Documents categorisations are formalised as instances of one of the classes sebi:Forgery, sebi:Authentic, and sebi:SuspectedForgery, and they are all disjoint mimicking the need to choose a single point of view in each claimed content (if no conclusion can be reached, other metadata as date, place and author should be registered). Each document is an instance of the class fabio:ArchivalDocument. The creator of the document (expressed through dct:creator dct:Agent), the date of creation ( dct:date time:Interval), location of creation ( dct:coverage dct:Location). The dct:date property is connected to a time:Interval class, which includes time:hasBeginning and time:hasEnd properties to specify the creation period and handle fuzzy time-spans. Even if not recorded in the catalogue, the intention behind the document creation is formalised via introducing a new class and predicate ( sebi:intended sebi:Intention). Additionally, dates can be annotated with rico:dateQualifier and other entities with rico:confidence to record uncertainty related markers (e.g., circa, possibly).

Regardless of their logical status or origin, all opinions about document forgery detection can be represented using at least one of the classes and properties described and illustrated in Figure 1.

For instance, Figure 2 illustrates four of the available opinions involved in the authenticity inquiry of the 12th document of the collection ( doc:12) modelled with the data model just introduced.

*Figure 2: Graphical representation of four opinions and their categorisation concerning their logical status about the authenticity of the 12th document of the collection*

Representation of opinions contextual information

Contextual information about the opinion concern those aspects which have been highlighted at the beginning of this section, such as the evidence collected by the scholar to reach a certain conclusion (using HiCo ) and SEBI, as well as the author of the opinion and relevant bibliographic entries using PROV-o and Dublin Core.

As shown in Figure 1, each graph storing a scholarly opinion is categorised as a rdf:type hico:InterpretationAct. The bibliographic source (instance of fabio:WorkCollection or Expression) from which the opinion is extracted is represented via the property prov:wasQuotedFrom. Similarly, cited bibliographic resources are modelled via the property prov:wasDerivedFrom and the opinion responsible entity is recorded via the property prov:wasAttributedTo prov:Agent. Each bibliographical resource is represented with a set of object and data properties from Dublin Core vocabulary representing main features of the work, such as the title dct:title, a brief description dct:description, publishing date ( dct:date), the language dct:language, main subjects dct:subject and involved agents ( dct:creator, dct:publisher, dct:contributor). When dealing with disputed opinions, the source of the opinion is ideally stated in the document itself, for this reason, the source of such opinions is represented as prov:wasQuotedFrom fabio:ArchivalDocument.
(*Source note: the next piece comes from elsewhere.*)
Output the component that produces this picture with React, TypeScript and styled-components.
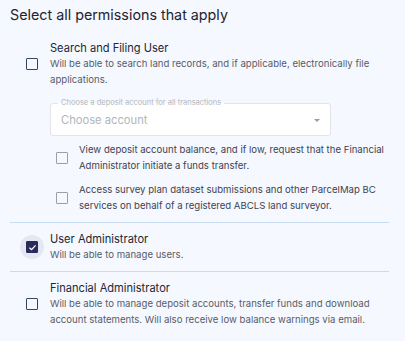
import React from "react";
import styled, { createGlobalStyle } from "styled-components";

const GlobalStyle = createGlobalStyle`
  html, body {
    margin: 0;
    padding: 0;
    background: #f5f8fe;
  }
  body {
    font-family: Inter, "Noto Sans", sans-serif;
  }
`;

export default function App() {
  return (
    <>
      <GlobalStyle />
      <Page>
        <Title>Select all permissions that apply</Title>

        <Group>
          <Row>
            <Halo>
              <Box checked={false} />
            </Halo>
            <Texts>
              <Label>Search and Filing User</Label>
              <Desc>
                Will be able to search land records, and if applicable,
                electronically file applications.
              </Desc>
            </Texts>
          </Row>
          <SubArea>
            <SelectBox>
              <Legend>Choose a deposit account for all transactions</Legend>
              <Placeholder>Choose account</Placeholder>
              <Caret />
            </SelectBox>
            <SubRow>
              <SubBox />
              <SubText>
                View deposit account balance, and if low, request that the
                Financial Administrator initiate a funds transfer.
              </SubText>
            </SubRow>
            <SubRow>
              <SubBox />
              <SubText>
                Access survey plan dataset submissions and other ParcelMap BC
                services on behalf of a registered ABCLS land surveyor.
              </SubText>
            </SubRow>
          </SubArea>
        </Group>

        <Group>
          <Row>
            <Halo active>
              <Box checked={true}>
                <svg width="9" height="9" viewBox="0 0 10 10">
                  <path
                    d="M1.6 5.2 L4 7.4 L8.4 2.6"
                    fill="none"
                    stroke="#fff"
                    strokeWidth="1.5"
                  />
                </svg>
              </Box>
            </Halo>
            <Texts>
              <Label>User Administrator</Label>
              <Desc>Will be able to manage users.</Desc>
            </Texts>
          </Row>
        </Group>

        <Group last>
          <Row>
            <Halo>
              <Box checked={false} />
            </Halo>
            <Texts>
              <Label>Financial Administrator</Label>
              <Desc>
                Will be able to manage deposit accounts, transfer funds and
                download account statements. Will also receive low balance
                warnings via email.
              </Desc>
            </Texts>
          </Row>
        </Group>
      </Page>
    </>
  );
}

const Page = styled.div`
  padding: 5px 16px 0 10px;
  width: 379px;
`;

const Title = styled.h2`
  margin: 0 0 7px 0;
  font-size: 14.3px;
  font-weight: 400;
  color: #1e2330;
  line-height: 20px;
`;

const Group = styled.div<{ last?: boolean }>`
  padding: 8px 0;
  border-bottom: ${({ last }) => (last ? "none" : "1px solid #c9dcef")};
`;

const Row = styled.div`
  display: flex;
  align-items: center;
`;

const Halo = styled.div<{ active?: boolean }>`
  flex: none;
  width: 24px;
  height: 24px;
  margin: 0 6px 0 10px;
  border-radius: 50%;
  background: ${({ active }) => (active ? "#e6e7f4" : "transparent")};
  display: flex;
  align-items: center;
  justify-content: center;
`;

const Box = styled.div<{ checked: boolean }>`
  width: 12px;
  height: 12px;
  box-sizing: border-box;
  border: 1.5px solid ${({ checked }) => (checked ? "#2a2a5c" : "#34445e")};
  border-radius: 1px;
  background: ${({ checked }) => (checked ? "#2a2a5c" : "transparent")};
  display: flex;
  align-items: center;
  justify-content: center;
`;

const Texts = styled.div`
  display: flex;
  flex-direction: column;
`;

const Label = styled.div`
  font-size: 11.1px;
  line-height: 16px;
  color: #222733;
`;

const Desc = styled.div`
  font-size: 9.6px;
  line-height: 16px;
  color: #575c68;
`;

const SubArea = styled.div`
  padding: 15px 0 0 40px;
  display: flex;
  flex-direction: column;
  gap: 8px;
`;

const SelectBox = styled.div`
  position: relative;
  width: 281px;
  height: 33px;
  box-sizing: border-box;
  border: 1px solid #e2e4e8;
  border-radius: 3px;
  background: #fff;
  display: flex;
  align-items: center;
  padding-left: 10px;
  margin-bottom: -2px;
`;

const Legend = styled.span`
  position: absolute;
  top: -6px;
  left: 7px;
  padding: 0 3px;
  font-size: 7.5px;
  line-height: 10px;
  color: #b4b7bd;
  background: linear-gradient(#f5f8fe 50%, #fff 50%);
`;

const Placeholder = styled.span`
  font-size: 11.2px;
  color: #b2b5bb;
`;

const Caret = styled.span`
  position: absolute;
  right: 10px;
  top: 15px;
  width: 0;
  height: 0;
  border-left: 3.5px solid transparent;
  border-right: 3.5px solid transparent;
  border-top: 3.5px solid #9a9da3;
`;

const SubRow = styled.div`
  display: flex;
  align-items: center;
`;

const SubBox = styled.div`
  flex: none;
  width: 12px;
  height: 12px;
  box-sizing: border-box;
  border: 1.5px solid #9b9ea4;
  border-radius: 1px;
  margin: 0 11px 0 6px;
`;

const SubText = styled.div`
  font-size: 9.6px;
  line-height: 16px;
  color: #3e4351;
`;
Figure 3: Selection of classes and properties to represent the contextual information about scholarly opinion tackling authenticity inquiry of a document

The evidence supporting the opinion is recorded as ( sebi:support sebi:Evidence). Document features and their evaluation are considered as critical components of the ontology. Document features ( sebi:Feature) are either extrinsic features ( sebi:ExtrinsicFeature), intrinsic ones ( sebi:IntrinsicFeature), or provenance information ( sebi:Provenance), capturing aspects such as ink, support, handwriting, and orthography. Each feature is evaluated on a set of established criteria ( sebi:Evidence) such as consistency, presence, completeness, veridicality, and reliability. A score is associated with each evidence as xsd:Literal using the property forgont:hasEvaluationScore. The evaluation score indicates a measure on each collected evidence, allowing the integration of negatives (e.g. the absence of the signature in a document is represented as an evidence based on the feature "authentication marks" with evaluation "presence", with score false or 0).

Therefore, the contextual metadata concerning the four opinions represented in Figure 2 are shown in Figure 3. In particular, Haider's opinion (in yellow) is enriched with its source ( prov:wasQuotedFrom :ref-Urkundenverzeichnis), its author ( prov:wasAttributedTo :person-SiegfriedHaider), the bibliographic resources mentioned ( prov:wasDerivedFrom pub:1284, pub:1292) and the evidence collected to support its opinion ( :evidence1 sebi:support). Haider's collected evidence is based on the account of the stylistic features of the document ( sebi:account sebi:style, which is an instance of the class sebi:IntrinsicFeatures), producing an evaluation ( sebi:evaluate sebi:coherency, which is an instance of the class sebi:Evaluation). The evaluation score of this evidence is "False" ( sebi:hasEvaluationScore "False"xsd:boolean), therefore stating the evidence as "incoherent style".

Figure 4: Selection of classes and properties to represent the contextual information about four opinions tackling authenticity inquiry of document 12 in the collection

Haider's opinion correlates with Mulbacher's and Schieffer's (respectively, marked in purple and orange) by the bibliographic resources pub:1284, pub:1292. These resources are the source from which the two opinions are derived ( prov:wasQuotedFrom), while the source of the disputed opinion, marked in green, is reported to be the document itself ( prov:wasQuotedFrom doc:12). Each bibliographic resource is accompanied by a set of descriptive metadata previously described. These are exemplified in Figure 4 by the resources' titles ( dct:title), while other metadata are omitted for clarity.